┌─ Data shown

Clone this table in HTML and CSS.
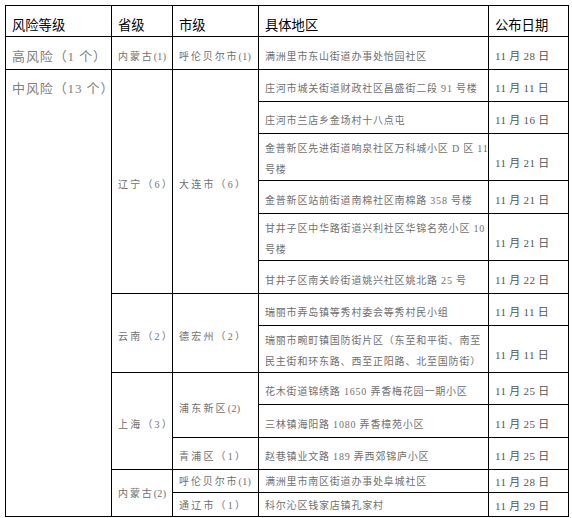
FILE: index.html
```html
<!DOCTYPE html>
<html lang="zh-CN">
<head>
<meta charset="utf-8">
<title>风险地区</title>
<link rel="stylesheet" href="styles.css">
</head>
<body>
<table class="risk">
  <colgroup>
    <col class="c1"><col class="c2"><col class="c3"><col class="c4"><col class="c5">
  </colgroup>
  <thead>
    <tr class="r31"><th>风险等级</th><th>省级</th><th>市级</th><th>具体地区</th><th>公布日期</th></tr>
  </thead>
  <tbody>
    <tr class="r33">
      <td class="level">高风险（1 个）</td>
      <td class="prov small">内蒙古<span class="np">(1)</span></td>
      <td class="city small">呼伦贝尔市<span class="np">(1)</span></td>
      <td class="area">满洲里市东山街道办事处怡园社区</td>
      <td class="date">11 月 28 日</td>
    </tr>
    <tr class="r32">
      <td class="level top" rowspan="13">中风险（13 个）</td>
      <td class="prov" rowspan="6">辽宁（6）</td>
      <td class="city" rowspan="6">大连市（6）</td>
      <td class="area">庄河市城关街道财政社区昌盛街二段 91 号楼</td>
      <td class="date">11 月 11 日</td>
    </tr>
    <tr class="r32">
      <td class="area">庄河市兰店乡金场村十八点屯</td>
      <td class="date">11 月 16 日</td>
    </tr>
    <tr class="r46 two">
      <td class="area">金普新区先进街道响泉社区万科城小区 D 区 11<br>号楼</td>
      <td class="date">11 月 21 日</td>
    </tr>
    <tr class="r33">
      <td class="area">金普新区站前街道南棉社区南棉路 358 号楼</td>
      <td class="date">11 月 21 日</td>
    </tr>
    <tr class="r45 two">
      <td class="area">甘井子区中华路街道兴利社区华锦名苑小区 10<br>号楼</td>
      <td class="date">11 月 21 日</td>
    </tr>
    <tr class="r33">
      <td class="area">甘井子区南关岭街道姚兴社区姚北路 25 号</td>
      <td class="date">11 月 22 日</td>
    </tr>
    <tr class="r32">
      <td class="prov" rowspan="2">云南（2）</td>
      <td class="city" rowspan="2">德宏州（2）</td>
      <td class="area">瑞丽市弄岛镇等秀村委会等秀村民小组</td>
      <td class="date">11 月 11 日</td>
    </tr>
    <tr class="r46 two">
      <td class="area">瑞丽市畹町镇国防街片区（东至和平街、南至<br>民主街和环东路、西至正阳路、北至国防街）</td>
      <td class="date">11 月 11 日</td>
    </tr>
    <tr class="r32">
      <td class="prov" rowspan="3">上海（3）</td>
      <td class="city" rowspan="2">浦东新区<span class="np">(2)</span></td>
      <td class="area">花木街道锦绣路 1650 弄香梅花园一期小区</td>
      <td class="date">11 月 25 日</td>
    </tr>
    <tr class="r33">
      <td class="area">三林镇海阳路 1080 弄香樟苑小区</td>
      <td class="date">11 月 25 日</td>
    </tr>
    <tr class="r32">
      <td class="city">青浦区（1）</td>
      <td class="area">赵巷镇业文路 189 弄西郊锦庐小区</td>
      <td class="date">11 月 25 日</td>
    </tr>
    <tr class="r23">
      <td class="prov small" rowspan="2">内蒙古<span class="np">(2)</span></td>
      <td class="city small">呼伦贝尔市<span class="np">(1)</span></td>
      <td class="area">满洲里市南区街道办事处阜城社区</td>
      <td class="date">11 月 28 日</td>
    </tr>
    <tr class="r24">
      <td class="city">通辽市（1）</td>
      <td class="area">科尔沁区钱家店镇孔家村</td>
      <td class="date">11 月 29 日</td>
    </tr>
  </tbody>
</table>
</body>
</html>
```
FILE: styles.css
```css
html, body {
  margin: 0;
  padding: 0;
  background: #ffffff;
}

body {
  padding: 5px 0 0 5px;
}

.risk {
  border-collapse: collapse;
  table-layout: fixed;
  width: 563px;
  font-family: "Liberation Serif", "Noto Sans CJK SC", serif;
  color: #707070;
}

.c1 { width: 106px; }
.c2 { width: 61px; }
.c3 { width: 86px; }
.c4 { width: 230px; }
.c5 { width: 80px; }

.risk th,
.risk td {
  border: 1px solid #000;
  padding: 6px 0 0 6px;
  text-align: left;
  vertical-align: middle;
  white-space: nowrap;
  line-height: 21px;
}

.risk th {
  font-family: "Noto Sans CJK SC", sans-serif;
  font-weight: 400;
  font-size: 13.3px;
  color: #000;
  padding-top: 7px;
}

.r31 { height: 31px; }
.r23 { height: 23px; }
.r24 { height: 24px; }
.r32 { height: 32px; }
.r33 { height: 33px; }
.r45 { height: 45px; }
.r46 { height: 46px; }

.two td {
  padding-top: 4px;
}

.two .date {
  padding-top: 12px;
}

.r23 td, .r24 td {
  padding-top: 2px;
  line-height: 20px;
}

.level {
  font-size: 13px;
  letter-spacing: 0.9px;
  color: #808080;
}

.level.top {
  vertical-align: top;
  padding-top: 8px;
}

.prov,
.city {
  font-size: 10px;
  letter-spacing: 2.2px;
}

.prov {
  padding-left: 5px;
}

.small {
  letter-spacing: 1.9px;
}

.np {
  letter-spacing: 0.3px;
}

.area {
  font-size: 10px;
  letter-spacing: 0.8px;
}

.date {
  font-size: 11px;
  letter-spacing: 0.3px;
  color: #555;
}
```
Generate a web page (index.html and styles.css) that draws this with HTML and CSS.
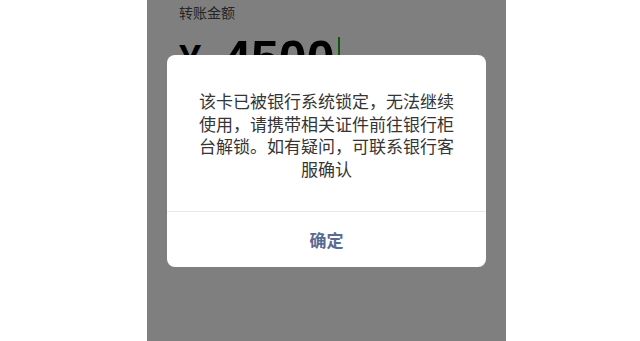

└─

▶ **Prompt**: Copy the material above exactly and drop the pictures.

▶ **Result of this exercise**:
Clone this table in HTML and CSS.
FILE: index.html
```html
<!DOCTYPE html>
<html lang="zh-CN">
<head>
<meta charset="utf-8">
<title>风险地区</title>
<link rel="stylesheet" href="styles.css">
</head>
<body>
<table class="risk">
  <colgroup>
    <col class="c1"><col class="c2"><col class="c3"><col class="c4"><col class="c5">
  </colgroup>
  <thead>
    <tr class="r31"><th>风险等级</th><th>省级</th><th>市级</th><th>具体地区</th><th>公布日期</th></tr>
  </thead>
  <tbody>
    <tr class="r33">
      <td class="level">高风险（1 个）</td>
      <td class="prov small">内蒙古<span class="np">(1)</span></td>
      <td class="city small">呼伦贝尔市<span class="np">(1)</span></td>
      <td class="area">满洲里市东山街道办事处怡园社区</td>
      <td class="date">11 月 28 日</td>
    </tr>
    <tr class="r32">
      <td class="level top" rowspan="13">中风险（13 个）</td>
      <td class="prov" rowspan="6">辽宁（6）</td>
      <td class="city" rowspan="6">大连市（6）</td>
      <td class="area">庄河市城关街道财政社区昌盛街二段 91 号楼</td>
      <td class="date">11 月 11 日</td>
    </tr>
    <tr class="r32">
      <td class="area">庄河市兰店乡金场村十八点屯</td>
      <td class="date">11 月 16 日</td>
    </tr>
    <tr class="r46 two">
      <td class="area">金普新区先进街道响泉社区万科城小区 D 区 11<br>号楼</td>
      <td class="date">11 月 21 日</td>
    </tr>
    <tr class="r33">
      <td class="area">金普新区站前街道南棉社区南棉路 358 号楼</td>
      <td class="date">11 月 21 日</td>
    </tr>
    <tr class="r45 two">
      <td class="area">甘井子区中华路街道兴利社区华锦名苑小区 10<br>号楼</td>
      <td class="date">11 月 21 日</td>
    </tr>
    <tr class="r33">
      <td class="area">甘井子区南关岭街道姚兴社区姚北路 25 号</td>
      <td class="date">11 月 22 日</td>
    </tr>
    <tr class="r32">
      <td class="prov" rowspan="2">云南（2）</td>
      <td class="city" rowspan="2">德宏州（2）</td>
      <td class="area">瑞丽市弄岛镇等秀村委会等秀村民小组</td>
      <td class="date">11 月 11 日</td>
    </tr>
    <tr class="r46 two">
      <td class="area">瑞丽市畹町镇国防街片区（东至和平街、南至<br>民主街和环东路、西至正阳路、北至国防街）</td>
      <td class="date">11 月 11 日</td>
    </tr>
    <tr class="r32">
      <td class="prov" rowspan="3">上海（3）</td>
      <td class="city" rowspan="2">浦东新区<span class="np">(2)</span></td>
      <td class="area">花木街道锦绣路 1650 弄香梅花园一期小区</td>
      <td class="date">11 月 25 日</td>
    </tr>
    <tr class="r33">
      <td class="area">三林镇海阳路 1080 弄香樟苑小区</td>
      <td class="date">11 月 25 日</td>
    </tr>
    <tr class="r32">
      <td class="city">青浦区（1）</td>
      <td class="area">赵巷镇业文路 189 弄西郊锦庐小区</td>
      <td class="date">11 月 25 日</td>
    </tr>
    <tr class="r23">
      <td class="prov small" rowspan="2">内蒙古<span class="np">(2)</span></td>
      <td class="city small">呼伦贝尔市<span class="np">(1)</span></td>
      <td class="area">满洲里市南区街道办事处阜城社区</td>
      <td class="date">11 月 28 日</td>
    </tr>
    <tr class="r24">
      <td class="city">通辽市（1）</td>
      <td class="area">科尔沁区钱家店镇孔家村</td>
      <td class="date">11 月 29 日</td>
    </tr>
  </tbody>
</table>
</body>
</html>
```
FILE: styles.css
```css
html, body {
  margin: 0;
  padding: 0;
  background: #ffffff;
}

body {
  padding: 5px 0 0 5px;
}

.risk {
  border-collapse: collapse;
  table-layout: fixed;
  width: 563px;
  font-family: "Liberation Serif", "Noto Sans CJK SC", serif;
  color: #707070;
}

.c1 { width: 106px; }
.c2 { width: 61px; }
.c3 { width: 86px; }
.c4 { width: 230px; }
.c5 { width: 80px; }

.risk th,
.risk td {
  border: 1px solid #000;
  padding: 6px 0 0 6px;
  text-align: left;
  vertical-align: middle;
  white-space: nowrap;
  line-height: 21px;
}

.risk th {
  font-family: "Noto Sans CJK SC", sans-serif;
  font-weight: 400;
  font-size: 13.3px;
  color: #000;
  padding-top: 7px;
}

.r31 { height: 31px; }
.r23 { height: 23px; }
.r24 { height: 24px; }
.r32 { height: 32px; }
.r33 { height: 33px; }
.r45 { height: 45px; }
.r46 { height: 46px; }

.two td {
  padding-top: 4px;
}

.two .date {
  padding-top: 12px;
}

.r23 td, .r24 td {
  padding-top: 2px;
  line-height: 20px;
}

.level {
  font-size: 13px;
  letter-spacing: 0.9px;
  color: #808080;
}

.level.top {
  vertical-align: top;
  padding-top: 8px;
}

.prov,
.city {
  font-size: 10px;
  letter-spacing: 2.2px;
}

.prov {
  padding-left: 5px;
}

.small {
  letter-spacing: 1.9px;
}

.np {
  letter-spacing: 0.3px;
}

.area {
  font-size: 10px;
  letter-spacing: 0.8px;
}

.date {
  font-size: 11px;
  letter-spacing: 0.3px;
  color: #555;
}
```
Generate a web page (index.html and styles.css) that draws this with HTML and CSS.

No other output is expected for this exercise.